NS highlights most of the big differences. Another I would add is this: TIME.
Even non-teachers get acclimated to the 7 hour day. I don't know a single hs'er who actually KEEPS that 7 hour day, although many start off with the idea of "I'm going to do X number of hours a day". The school day in away-school is dictated in large part by how long it takes to teach THIRTY kids "x", plus regulated breaks for both the kids' and teachers' sanity.
HS'ing you get to set your own schedule, which is SUPER hard for many prior teachers to adjust to (while others just kind of giggle and revel in it). For me it was/is hard. Some days we do school from breakfast to bedtime, just because we're having fun. Other days we don't do a lick. More often we do a couple hours, but they're sandwiched in between things like climbing trees, sports, playdates, dance, videogames, visits with family, movie marathons, lazy summer swimming, snowboarding, fieldtrips... you name it. I should KNOW better (by now 3 years in), but winter and summer are our most "productive" and those are the seasons we spend the LEAST amount of time "schooling". (In the winter we snowboard, and in the summer we do water schtuff). We spend maybe 2 hours tops doing school, yet we invariably get through at least a year's worth of work in 3 months. Doing 2 hours a day.
The argument I play out in my head over and over is the whole "consistency, rabbit & the hare, regulated, discipline" thing (gosh I'm eloquent tonight :P) v. the actual "results from the experiment". The results being 4 fold:
1) What we're doing is obviously working, and working well. (we're several years ahead in most areas, except for some "fun" ones that we just keep going deeper into, instead of progressing)

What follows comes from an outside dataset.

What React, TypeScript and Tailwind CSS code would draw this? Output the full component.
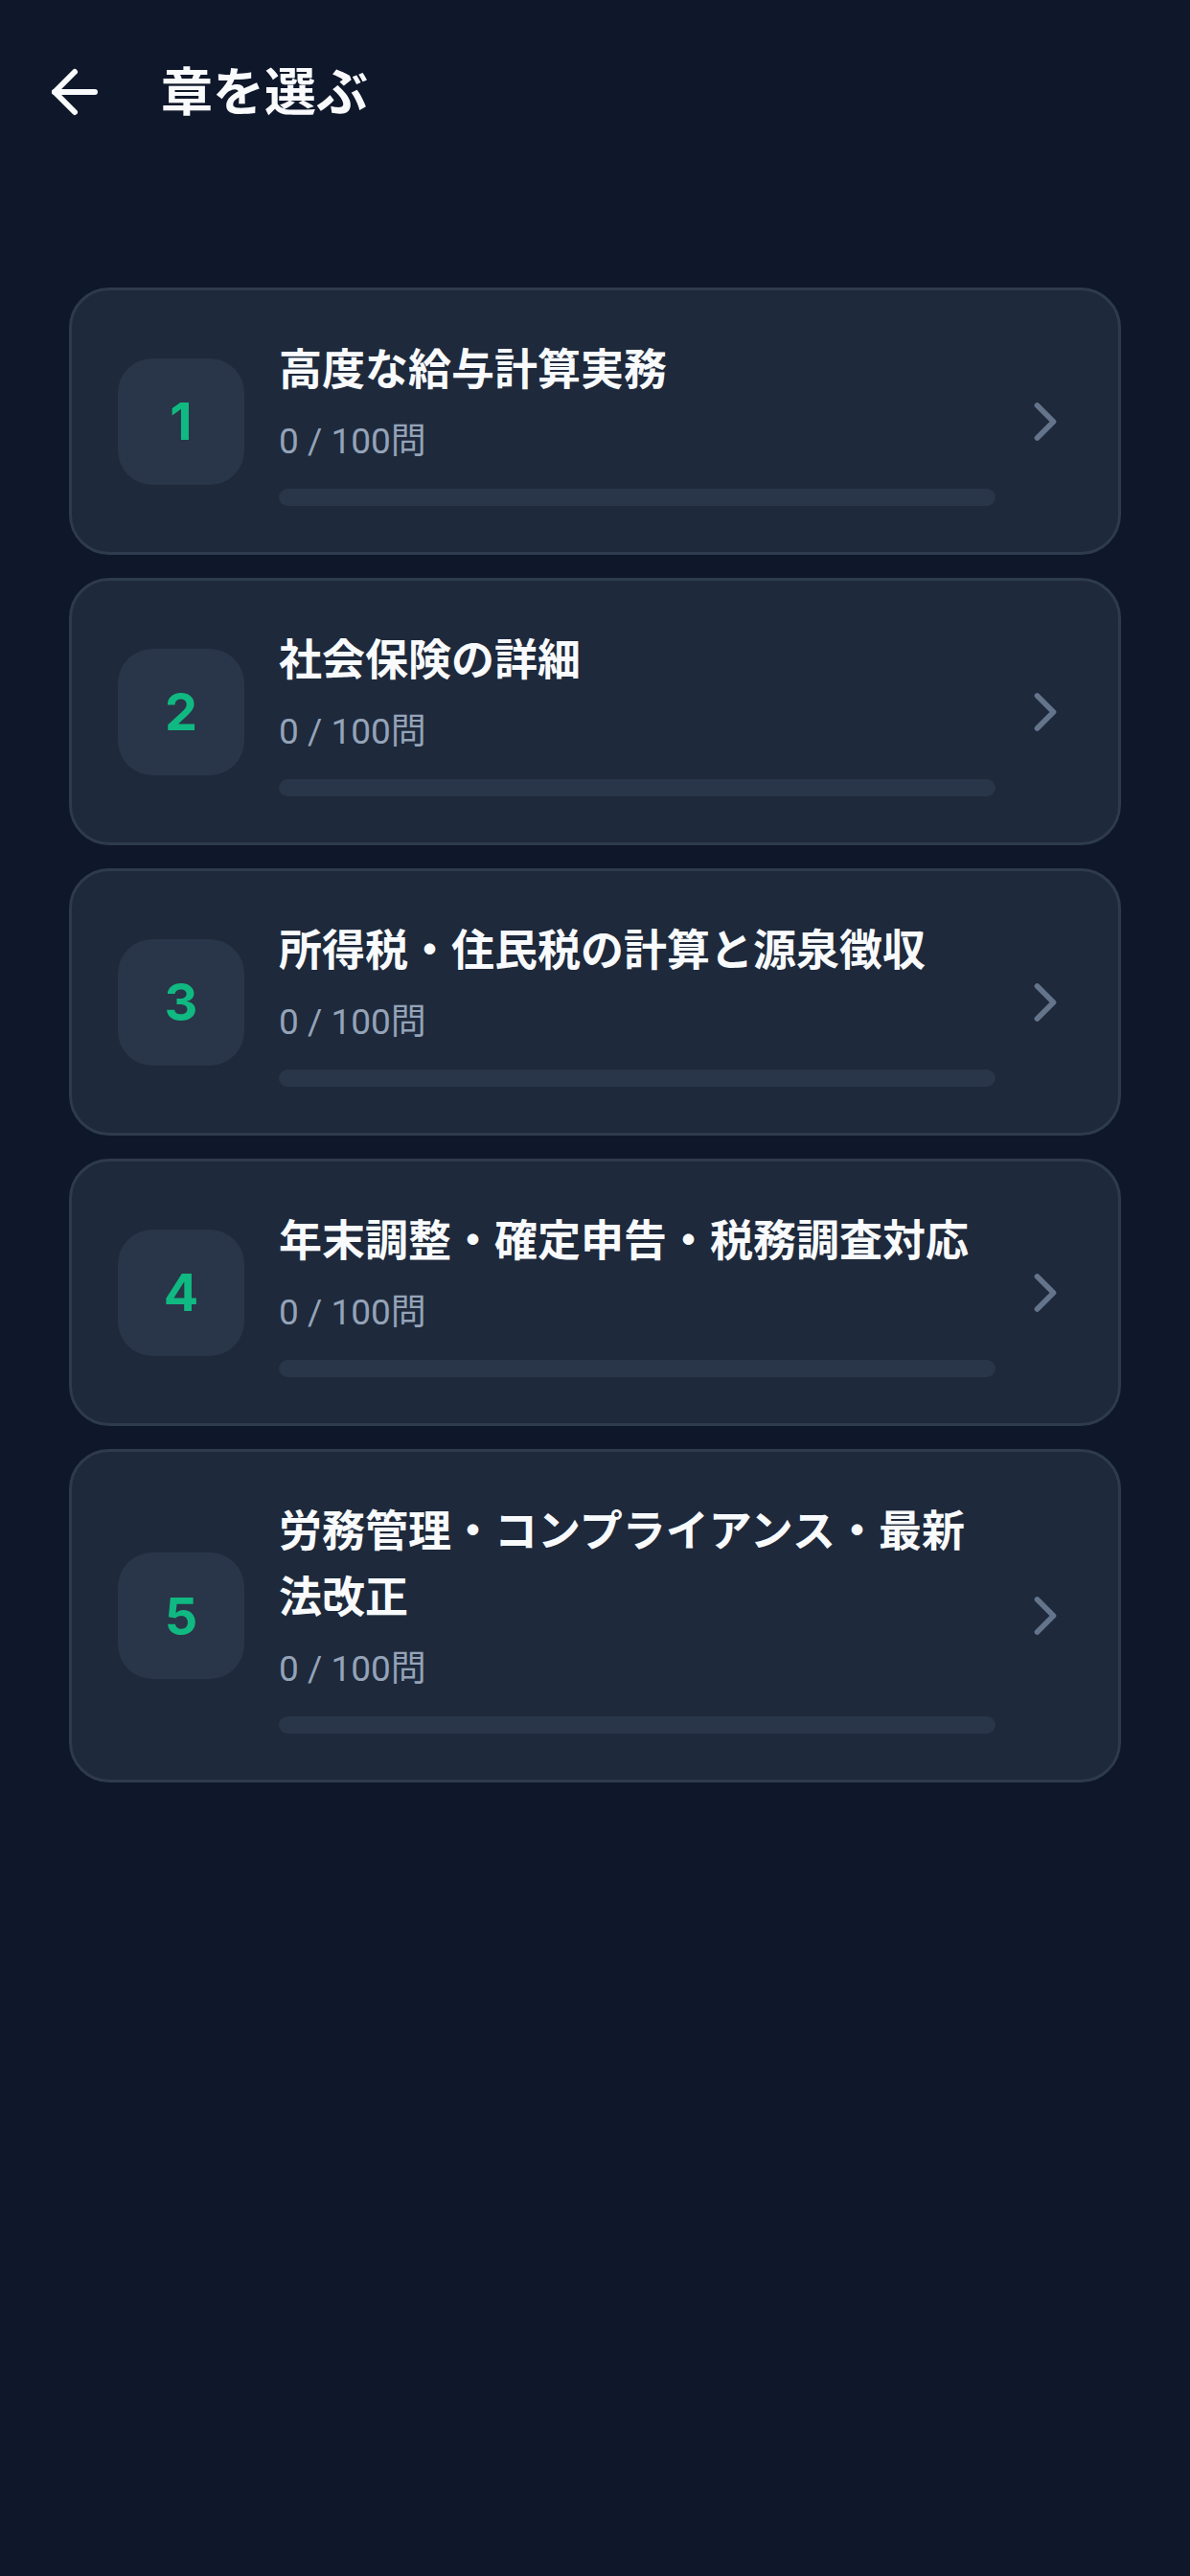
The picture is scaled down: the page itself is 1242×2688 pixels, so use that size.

2) He's 6/7/8 years old (depending on which year I'm berating myself). Discipline and rigor he'll learn naturally over time. I don't have to grind it in young, it's a natural byproduct of goal setting and achievement and with interacting with the world around us. I myself had NO discipline in my studies until college, because I was under the misapprehension that school was for learning instead of preforming (result ='d near perfect SATs -don't let my atrocious grammar mislead here- and flunking out of HS). I'll teach him how to play the academic game (which is a durn useful skill, once I finally got over my own self important hubris, I did actually learn how to do it), but it's not the only thing worth learning. So why stifle learning unnecessarily? If he can get the work done in 1/10th the time, why drag it out purely for appearances? Conversely, if he's struggling, why make something difficult even harder by insisting that something painfully difficult *must* take place for a certain amount of time at a certain time? Same token to both, he's in outside classes so he's learning to interact in a classroom setting as well as at home. So why try and make school at home mimic a system (away-school) that has an entirely different equation as it's basis for the solutions implemented?
3) Observationally; most our nation's (and most of the world's) best thinkers and most successful individuals don't structure their lives "normally". They tend not to punch clocks, but instead derive systems that work the best for THEM. So by not following a strict school "schedule" / time, but instead doing what works best at the time, learning to improvise and adapt, learning to incorporate daily opportunity and become flexible... not such a terrible standard to rise to.
4) My mantra: "Love of learning." & "We've got time". It's hard for me not to "teach to the test". I've a visual person who likes easily recognizable progress and achievement. So I periodically have to do a reality check. This is ELEMENTARY school. His brain is NOT working at full capacity. Each and every thing that we're learning we will be coming back to in the future. So it's "light the fire instead of fill the pail" (but I LIKE pails!), inspire a love and passion for learning, teach HOW to learn over what to learn, and RELAX. We will, after all, be doing all of this again in a few more years. Ancient Egypt will be revisited, as will Picasso, and Shakespeare, and every single aspect of science. Even maths get returned to.
So for ME, at least, the hardest thing is relaxing about the time commitment. Not only what *others* think we should be spending, but what my insecure side keeps saying we "should" be spending. Even when "should" in no way lines up with reality, much less optimal reality.